-- Start of SUPPLIED DATA --

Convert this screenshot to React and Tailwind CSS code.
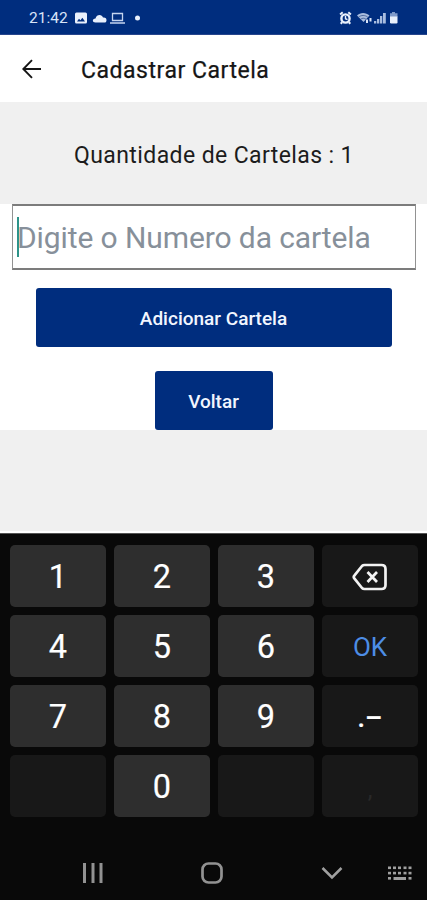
import React from "react";

function StatusBar() {
  return (
    <div className="flex h-[35px] shrink-0 items-center border-b border-[#27458c] bg-[#002d7e] pl-[29px] pr-[27px] pt-px text-[#d9e4f8]">
      <span className="w-[46px] whitespace-nowrap pt-[2px] text-[15.500px] leading-none">21:42</span>
      <svg className="h-[14px] w-[70px]" viewBox="0 0 70 14" fill="none">
        <path fill="#e9f0fc" fillRule="evenodd" d="M1.500 1.500h9q1.500 0 1.500 1.500v8q0 1.500-1.500 1.500h-9Q0 12.500 0 11V3q0-1.500 1.500-1.500ZM2 10.500h8L7.400 6.700 5.400 9.200 4 7.700Z" />
        <path fill="#e9f0fc" d="M20.500 11.500c-3.500 0-3.500-4 0-4 1-4.500 6.500-4.500 7.500-1 3 0 3.500 1.300 3.500 2.700 0 1.600-.8 2.300-2 2.300Z" />
        <path stroke="#c5d4ef" strokeWidth="1.300" d="M37.500 2.500h10v7h-10zM35 12h15" />
        <circle cx="62.500" cy="7" r="2.500" fill="#e9f0fc" />
      </svg>
      <svg className="ml-auto h-[14px] w-[61px]" viewBox="0 0 61 14" fill="none">
        <circle cx="6.500" cy="7.500" r="4.100" stroke="#e9f0fc" strokeWidth="2.400" />
        <path stroke="#e9f0fc" strokeWidth="2" d="M1.100 3.500 3.700 1.300M9.300 1.300l2.600 2.200M3.200 11.200l-1.500 1.500M9.800 11.200l1.500 1.500" />
        <path stroke="#e9f0fc" strokeWidth="1.400" d="M6.500 5v2.700l2 1" />
        <path fill="#a9bddf" d="M18 4.500C21 1 27 1 30.500 4.500L24.500 11Z" />
        <path stroke="#38578f" strokeWidth=".8" d="M19.500 6.200c2.500-2.300 6.800-2.300 9.300 0M21.500 8.300c1.500-1.400 4-1.400 5.500 0" />
        <path stroke="#d9e4f8" strokeWidth="2" d="M28 12V8.500M31.500 10.500V7" />
        <path fill="#a9bddf" d="M35 10h2.300v2.500H35zM38 8h2.300v4.500H38z" />
        <path fill="#a9bddf" d="M41 5h2.300v7.500H41zM44 2h2.800v10.500H44z" />
        <path fill="#7f9aca" d="M53 1h3v1.300h2.500V6H51V2.300h2z" />
        <path fill="#e9f0fc" d="M51 5.500h7.500v5.800q0 1.200-1.200 1.200h-5.100q-1.200 0-1.200-1.200Z" />
      </svg>
    </div>
  );
}

function Header() {
  return (
    <header className="flex h-[67px] shrink-0 items-center bg-white pl-[22px] text-[#151515]">
      <svg className="h-[20px] w-[20px]" viewBox="0 0 20 20" fill="none" stroke="currentColor" strokeWidth="1.900">
        <path d="M19 10H1.500M10 1.200 1.300 10l8.700 8.800" />
      </svg>
      <h1 className="ml-[39px] whitespace-nowrap pt-[3px] text-[23px] font-normal leading-none tracking-[0.530px] [-webkit-text-stroke:0.25px_#151515]">Cadastrar Cartela</h1>
    </header>
  );
}

function Backspace() {
  return (
    <svg className="h-[28px] w-[36px]" viewBox="0 0 36 28" fill="none" stroke="#f2f2f2" strokeWidth="2.700" strokeLinejoin="round">
      <path d="M12.500 2H29.500q4 0 4 4v16q0 4-4 4H12.500q-1.500 0-2.500-1L2.500 15.700q-1.500-1.700 0-3.400L10 3q1-1 2.500-1Z" />
      <path d="m15.500 9 9.500 10m0-10-9.500 10" />
    </svg>
  );
}

const keys = [
  { label: "1" }, { label: "2" }, { label: "3" }, { icon: "backspace", dark: true },
  { label: "4" }, { label: "5" }, { label: "6" }, { label: "OK", dark: true, style: "pt-[2px] text-[26px] text-[#4d8de5]" },
  { label: "7" }, { label: "8" }, { label: "9" }, { icon: "punctuation", dark: true },
  { label: "", dark: true }, { label: "0" }, { label: "", dark: true },
  { label: ",", dark: true, style: "pt-2 text-[24px] text-[#292929]" },
];

function Key({ item }) {
  return (
    <div className={`flex items-center justify-center rounded-[5px] leading-none ${item.dark ? "bg-[#181818]" : "bg-[#2e2e2e]"} ${item.style || "pt-[2px] text-[32.500px] text-white [-webkit-text-stroke:0.2px_white]"}`}>
      {item.icon === "backspace" && <Backspace />}
      {item.icon === "punctuation" && <span className="whitespace-nowrap pt-[2px] text-[27px] font-medium leading-none">.–</span>}
      {item.label}
    </div>
  );
}

function Keyboard() {
  return (
    <section className="flex h-[367px] shrink-0 flex-col border-t border-[#555] bg-[#090909]">
      <div className="ml-[10px] mt-[11px] grid h-[272px] w-[408px] grid-cols-4 grid-rows-4 gap-2">
        {keys.map((item, index) => <Key key={index} item={item} />)}
      </div>
      <nav className="mt-[44px] flex h-[24px] items-center pl-[82px]">
        <svg className="h-[22px] w-[22px]" viewBox="0 0 22 22" stroke="#929292" strokeWidth="3">
          <path d="M2.500 1v20M11 1v20M19 1v20" />
        </svg>
        <svg className="ml-[96px] h-[24px] w-[24px]" viewBox="0 0 24 24" fill="none" stroke="#929292" strokeWidth="2.700">
          <rect x="2.500" y="2.500" width="19" height="19" rx="6" />
        </svg>
        <svg className="ml-[97px] h-[14px] w-[22px]" viewBox="0 0 22 14" fill="none" stroke="#a0a0a0" strokeWidth="2.500">
          <path d="m1.500 2 9.500 9.500L20.500 2" />
        </svg>
        <svg className="ml-[44px] h-[16px] w-[26px]" viewBox="0 0 26 16" fill="#a0a0a0">
          {[1, 6, 11, 16.5, 21.5].map((x) => (
            <React.Fragment key={x}>
              <rect x={x} y="1.500" width="3" height="2.600" />
              <rect x={x} y="6.800" width="3" height="2.600" />
            </React.Fragment>
          ))}
          <rect x="1" y="12" width="3" height="2.600" />
          <rect x="6.500" y="12" width="12.500" height="3" />
          <rect x="21.500" y="12" width="3" height="2.600" />
        </svg>
      </nav>
    </section>
  );
}

export default function App() {
  return (
    <div className="flex h-[900px] w-[427px] flex-col overflow-hidden bg-[#f0f0f0] font-['Roboto',sans-serif]">
      <StatusBar />
      <Header />
      <div className="flex h-[102px] shrink-0 items-center justify-center pl-px pt-[4px]">
        <p className="whitespace-nowrap text-[23px] leading-none tracking-[0.400px] text-[#1c1c1c]">Quantidade de Cartelas : 1</p>
      </div>
      <main className="flex h-[226px] shrink-0 flex-col items-center bg-white">
        <div className="ml-px flex h-[66px] w-[404px] shrink-0 items-center border-x border-y-2 border-x-[#929292] border-y-[#7c7c7c] pl-[4px]">
          <span className="h-[40px] w-[2px] bg-[#2d9389]" />
          <span className="-ml-[2px] whitespace-nowrap pt-px text-[30px] leading-none tracking-[-0.100px] text-[#87909a]">Digite o Numero da cartela</span>
        </div>
        <button className="mt-[18px] h-[59px] w-[356px] shrink-0 rounded-[3px] bg-[#002d7e] pt-px text-[19px] font-medium leading-none text-[#f2f6ff]">Adicionar Cartela</button>
        <button className="mt-[24px] h-[59px] w-[118px] shrink-0 rounded-[3px] bg-[#002d7e] pt-px text-[19px] font-medium leading-none text-[#f2f6ff]">Voltar</button>
      </main>
      <div className="h-[103px] shrink-0 border-b-2 border-white" />
      <Keyboard />
    </div>
  );
}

-- End of SUPPLIED DATA --

→ WRITTEN EXERCISE
Write out nothing but the lines from the start of the data through the line with "import React from". Leave out the pictures.

→ EXERCISE ANSWER
Convert this screenshot to React and Tailwind CSS code.
import React from "react";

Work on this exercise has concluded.